Records excerpted from a collection.
***

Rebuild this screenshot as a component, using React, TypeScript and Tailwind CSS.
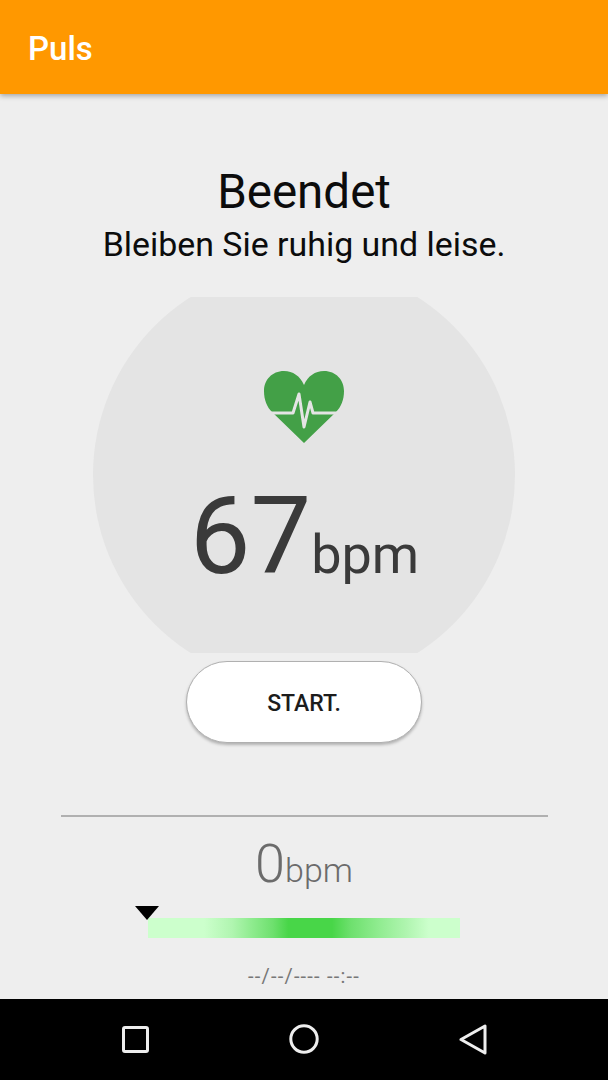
const font = { fontFamily: 'Roboto, sans-serif' };

function HeartIcon() {
  return (
    <svg width="80" height="72" viewBox="0 0 80 72" className="block">
      <path
        d="M40 14C36 5 29 0 20 0C8 0 0 9 0 20C0 29 3 36 8 41L40 72L72 41C77 36 80 29 80 20C80 9 72 0 60 0C51 0 44 5 40 14Z"
        fill="#43a047"
      />
      <path
        d="M3 42H29L35 23L40 56L46 31L49 42H77"
        fill="none"
        stroke="#e4e4e4"
        strokeWidth="3"
        strokeLinejoin="round"
      />
    </svg>
  );
}

function NavBar() {
  return (
    <nav className="h-[81px] bg-black flex items-center justify-between pl-[122px] pr-[121px] pb-[1px]">
      <svg width="27" height="27" viewBox="0 0 27 27">
        <rect x="1.5" y="1.5" width="24" height="24" rx="1.5" fill="none" stroke="#eee" strokeWidth="3" />
      </svg>
      <svg width="30" height="30" viewBox="0 0 30 30">
        <circle cx="15" cy="15" r="13.2" fill="none" stroke="#eee" strokeWidth="3" />
      </svg>
      <svg width="28" height="31" viewBox="0 0 28 31">
        <path d="M2 15.5L26 2V29Z" fill="none" stroke="#eee" strokeWidth="3" strokeLinejoin="round" />
      </svg>
    </nav>
  );
}

export default function App() {
  return (
    <div className="w-[608px] h-[1080px] flex flex-col bg-[#eeeeee] overflow-hidden" style={font}>
      <header className="h-[94px] shrink-0 bg-[#ff9800] flex items-center pl-[28px] shadow-[0_2px_5px_rgba(0,0,0,0.3)] relative">
        <span className="text-[33px] font-medium text-white leading-none pt-[2px]">Puls</span>
      </header>

      <main className="flex-1 flex flex-col items-center pt-[70px]">
        <h1 className="text-[47.5px] leading-[54px] text-[#0c0c0c] pt-[1px]">Beendet</h1>
        <p className="text-[33.9px] leading-[40px] text-[#0c0c0c] mt-[6px]">Bleiben Sie ruhig und leise.</p>

        <section className="mt-[32px] w-[422px] h-[356px] bg-[#e4e4e4] [clip-path:circle(211px_at_center)] flex flex-col items-center pt-[74px]">
          <HeartIcon />
          <div className="flex items-baseline text-[#3a3a3a] mt-[29px] ml-[1px]">
            <span className="text-[108px] leading-[128px]">67</span>
            <span className="text-[54px] leading-[60px]">bpm</span>
          </div>
        </section>

        <button
          type="button"
          className="mt-[8px] w-[236px] h-[82px] pt-[4px] rounded-full bg-white border border-[#b0b0b0] shadow-[0_2px_3px_rgba(0,0,0,0.25)] text-[23px] font-medium text-[#1c1c1c]"
        >
          START.
        </button>

        <div className="mt-[72px] w-[487px] h-[2px] bg-[#b0b0b0]" />

        <div className="mt-[14px] flex items-baseline text-[#6b6b6b] font-light">
          <span className="text-[54px] leading-[66px]">0</span>
          <span className="text-[34px] leading-[40px]">bpm</span>
        </div>

        <div className="relative mt-[21px] w-[312px] h-[20px] bg-[linear-gradient(90deg,#ccffcc_0%,#ccffcc_18%,#b0f5b0_27%,#90ec90_33%,#6ee06e_40%,#48d648_45%,#48d648_59%,#6ee06e_65%,#90ec90_74%,#b0f5b0_83%,#ccffcc_90%,#ccffcc_100%)]">
          <svg width="24" height="14" viewBox="0 0 24 14" className="absolute left-[-13px] top-[-12px]">
            <path d="M0 0H24L12 14Z" fill="#000" />
          </svg>
        </div>

        <p className="mt-[26px] text-[20px] leading-[24px] tracking-[1.2px] text-[#777777]">--/--/---- --:--</p>
      </main>

      <NavBar />
    </div>
  );
}
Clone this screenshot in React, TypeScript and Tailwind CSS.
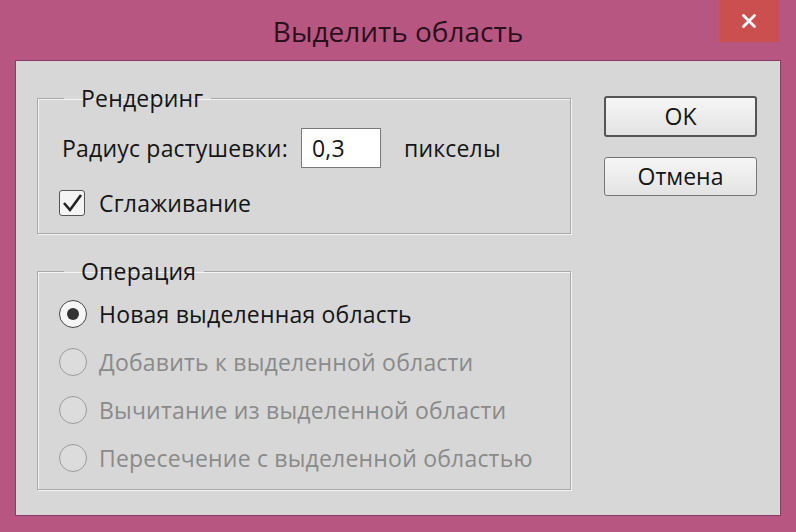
import { X } from "lucide-react";

const options = [
  { label: "Новая выделенная область", active: true },
  { label: "Добавить к выделенной области", active: false },
  { label: "Вычитание из выделенной области", active: false },
  { label: "Пересечение с выделенной областью", active: false },
];

function Group({ title, className, children }: { title: string; className: string; children: React.ReactNode }) {
  return (
    <fieldset className={`border border-[#a9a9a9] shadow-[inset_1px_1px_0_#f4f4f4,1px_1px_0_#f4f4f4] ${className}`}>
      <legend className="ml-[26px] pl-[17px] pr-[8px] text-[23px] leading-[26px] tracking-[0.2px] text-[#151515]">{title}</legend>
      {children}
    </fieldset>
  );
}

export default function App() {
  return (
    <div className="h-[532px] w-[796px] bg-[#b85682] font-['Open_Sans',sans-serif]">
      <div className="relative flex h-[60px] items-center justify-center">
        <span className="mt-[2px] text-[28px] text-[#2a0f1d]">Выделить область</span>
        <div className="absolute right-[17px] top-0 flex h-[42px] w-[60px] items-center justify-center bg-[#cc4f4f]">
          <X size={22} strokeWidth={3} className="text-white" />
        </div>
      </div>

      <div className="mx-[15px] flex h-[456px] border border-[#8b3d61] bg-[#d7d7d7] pl-[21px] pt-[24px]">
        <div className="flex w-[534px] flex-col gap-[24px]">
          <Group title="Рендеринг" className="h-[149px]">
            <div className="pl-[24px] text-[23px] tracking-[0.2px] text-[#151515]">
              <div className="mt-[17px] flex items-center">
                <span>Радиус растушевки:</span>
                <div className="ml-[13px] flex h-[40px] w-[80px] items-center border border-[#7a7a7a] bg-white pl-[10px]">0,3</div>
                <span className="ml-[23px]">пикселы</span>
              </div>
              <label className="-ml-[3px] mt-[18px] flex items-center gap-[14px]">
                <span className="flex h-[26px] w-[26px] items-center justify-center rounded-[3px] border border-[#555] bg-[#f4f4f4]">
                  <svg width="22" height="20" viewBox="0 0 22 20">
                    <path d="M3 10 L9 17 L20 2" fill="none" stroke="#222" strokeWidth="2.6" />
                  </svg>
                </span>
                Сглаживание
              </label>
            </div>
          </Group>

          <Group title="Операция" className="h-[232px]">
            <div className="mt-[14px] flex flex-col gap-[16px] pl-[21px]">
              {options.map((o) => (
                <div
                  key={o.label}
                  className={`flex h-[32px] items-center gap-[12px] text-[23px] tracking-[0.2px] ${o.active ? "text-[#151515]" : "text-[#8a8a8a]"}`}
                >
                  <span
                    className={`flex h-[28px] w-[28px] items-center justify-center rounded-full border ${
                      o.active ? "border-[#444] bg-[#f6f6f6]" : "border-[#9c9c9c] bg-[#dcdcdc]"
                    }`}
                  >
                    {o.active && <span className="h-[12px] w-[12px] rounded-full bg-[#333]" />}
                  </span>
                  {o.label}
                </div>
              ))}
            </div>
          </Group>
        </div>

        <div className="ml-[33px] flex w-[153px] flex-col gap-[20px] pt-[11px]">
          <button className="h-[41px] rounded-[3px] border-2 border-[#555] bg-gradient-to-b from-[#f6f6f6] to-[#e3e3e3] text-[23px] text-[#151515]">
            OK
          </button>
          <button className="h-[39px] rounded-[3px] border border-[#777] bg-gradient-to-b from-[#f6f6f6] to-[#e3e3e3] text-[23px] text-[#151515]">
            Отмена
          </button>
        </div>
      </div>
    </div>
  );
}
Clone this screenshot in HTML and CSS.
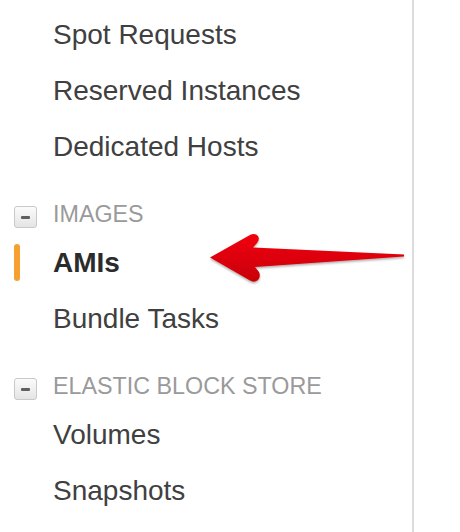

***

Problem statement.
Pull out every line of the entries that includes the word "this".

Answer below.
Rebuild this screenshot as a component, using React, TypeScript and Tailwind CSS.
Clone this screenshot in React, TypeScript and Tailwind CSS.
Clone this screenshot in HTML and CSS.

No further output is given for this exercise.